The series, created by Jannik Tai Mosholt, Esben Toft Jacobsen, and Christian Potalivo, stars Alba August (Reliance), Mikkel Boe Følsgaard (A Royal Affair, The Legacy), Lucas Lynggaard Tønnesen (Department Q: The Keeper of Lost Causes), Lars Simonsen (The Bridge, Brotherhood), Iben Hjejle (High Fidelity), Angela Bundalovic (Dark Horse, Blood Sisters), Sonny Lindberg (The Legacy, Anti), Jessica Dinnage (The Guilty, The Man), Lukas Løkken (One-Two-Three Now!) and Johannes Kuhnke (Force Majeure).
The Rain is set to begin production on season 2 later this year.

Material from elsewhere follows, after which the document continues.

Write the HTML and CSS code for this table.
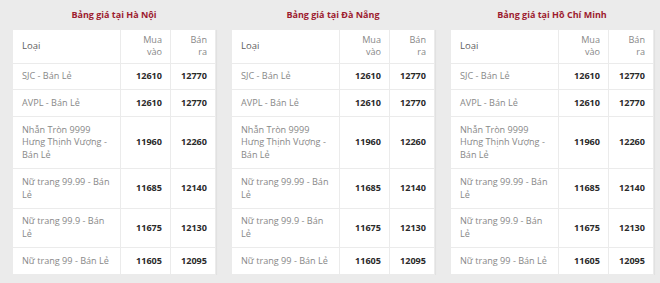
FILE: index.html
```html
<!DOCTYPE html>
<html lang="vi">
<head>
<meta charset="utf-8">
<title>Bảng giá vàng</title>
<link rel="stylesheet" href="styles.css">
</head>
<body>
<div class="boards">
  <section class="board">
    <h3 class="board-title">Bảng giá tại Hà Nội</h3>
    <table class="price-table">
      <colgroup><col class="c-name"><col class="c-buy"><col class="c-sell"></colgroup>
      <thead><tr><th class="name">Loại</th><th class="num">Mua vào</th><th class="num">Bán ra</th></tr></thead>
      <tbody>
        <tr><td class="name">SJC - Bán Lẻ</td><td class="num">12610</td><td class="num">12770</td></tr>
        <tr><td class="name">AVPL - Bán Lẻ</td><td class="num">12610</td><td class="num">12770</td></tr>
        <tr><td class="name">Nhẫn Tròn 9999 Hưng Thịnh Vượng - Bán Lẻ</td><td class="num">11960</td><td class="num">12260</td></tr>
        <tr><td class="name">Nữ trang 99.99 - Bán Lẻ</td><td class="num">11685</td><td class="num">12140</td></tr>
        <tr><td class="name">Nữ trang 99.9 - Bán Lẻ</td><td class="num">11675</td><td class="num">12130</td></tr>
        <tr><td class="name">Nữ trang 99 - Bán Lẻ</td><td class="num">11605</td><td class="num">12095</td></tr>
      </tbody>
    </table>
  </section>
  <section class="board">
    <h3 class="board-title">Bảng giá tại Đà Nẵng</h3>
    <table class="price-table">
      <colgroup><col class="c-name"><col class="c-buy"><col class="c-sell"></colgroup>
      <thead><tr><th class="name">Loại</th><th class="num">Mua vào</th><th class="num">Bán ra</th></tr></thead>
      <tbody>
        <tr><td class="name">SJC - Bán Lẻ</td><td class="num">12610</td><td class="num">12770</td></tr>
        <tr><td class="name">AVPL - Bán Lẻ</td><td class="num">12610</td><td class="num">12770</td></tr>
        <tr><td class="name">Nhẫn Tròn 9999 Hưng Thịnh Vượng - Bán Lẻ</td><td class="num">11960</td><td class="num">12260</td></tr>
        <tr><td class="name">Nữ trang 99.99 - Bán Lẻ</td><td class="num">11685</td><td class="num">12140</td></tr>
        <tr><td class="name">Nữ trang 99.9 - Bán Lẻ</td><td class="num">11675</td><td class="num">12130</td></tr>
        <tr><td class="name">Nữ trang 99 - Bán Lẻ</td><td class="num">11605</td><td class="num">12095</td></tr>
      </tbody>
    </table>
  </section>
  <section class="board">
    <h3 class="board-title">Bảng giá tại Hồ Chí Minh</h3>
    <table class="price-table">
      <colgroup><col class="c-name"><col class="c-buy"><col class="c-sell"></colgroup>
      <thead><tr><th class="name">Loại</th><th class="num">Mua vào</th><th class="num">Bán ra</th></tr></thead>
      <tbody>
        <tr><td class="name">SJC - Bán Lẻ</td><td class="num">12610</td><td class="num">12770</td></tr>
        <tr><td class="name">AVPL - Bán Lẻ</td><td class="num">12610</td><td class="num">12770</td></tr>
        <tr><td class="name">Nhẫn Tròn 9999 Hưng Thịnh Vượng - Bán Lẻ</td><td class="num">11960</td><td class="num">12260</td></tr>
        <tr><td class="name">Nữ trang 99.99 - Bán Lẻ</td><td class="num">11685</td><td class="num">12140</td></tr>
        <tr><td class="name">Nữ trang 99.9 - Bán Lẻ</td><td class="num">11675</td><td class="num">12130</td></tr>
        <tr><td class="name">Nữ trang 99 - Bán Lẻ</td><td class="num">11605</td><td class="num">12095</td></tr>
      </tbody>
    </table>
  </section>
</div>
</body>
</html>
```
FILE: styles.css
```css
html, body {
  margin: 0;
  padding: 0;
  background: #ebebeb;
}
body {
  font-family: "Open Sans", "Liberation Sans", sans-serif;
  font-size: 9.1px;
  color: #888;
}
.boards {
  display: grid;
  grid-template-columns: repeat(3, 1fr);
  gap: 15px;
  padding: 0 8px 0 12px;
}
.board-title {
  margin: 0;
  padding: 7px 0 7px;
  line-height: 15px;
  font-size: 9px;
  font-weight: 700;
  text-align: center;
  color: #9d1b2f;
}
.price-table {
  width: 100%;
  table-layout: fixed;
  border-collapse: collapse;
  background: #fff;
  border: 1px solid #e0e0e0;
  box-shadow: 1px 1px 1px rgba(0,0,0,0.04);
}
.c-name { width: 108px; }
.c-buy { width: 50px; }
.c-sell { width: 45px; }
.price-table th,
.price-table td {
  line-height: 12.75px;
  border: 1px solid #ebebeb;
  vertical-align: middle;
}
.price-table th {
  padding: 3.5px 8px 3.5px 9px;
  font-weight: 400;
  color: #888;
}
.price-table td {
  padding: 6.5px 8px 6.5px 9px;
}
.price-table th.name {
  text-align: left;
  font-size: 9.5px;
  color: #5e5e5e;
}
.price-table th.num {
  text-align: right;
}
.price-table td.name {
  text-align: left;
  color: #888;
}
.price-table td.num {
  text-align: right;
  font-weight: 700;
  color: #2a2a2a;
}
```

The series is just one of several foreign series renewed or picked up by the streaming giant. At a showcase event in Rome, the Los Gatos, California-based company announced series and movies from Germany, Spain, and the U.K. were being brought to the service.
“Our belief is that great storytelling transcends borders. When stories from different countries, languages and cultures find a worldwide platform where the only limitation is the creator’s imagination, then unique, yet universal, stories emerge that are embraced by a global audience,” Netflix’s Chief Content Officer Ted Sarandos said.
Among the new additions are a French series titled Mortel, which tells the story of a group of teenagers bound together by supernatural forces, Luna Nera, an Italian series set in the 17th century, and Italian original movie Rimetti A Noi I Nostri Debiti (Forgive Us Our Debts).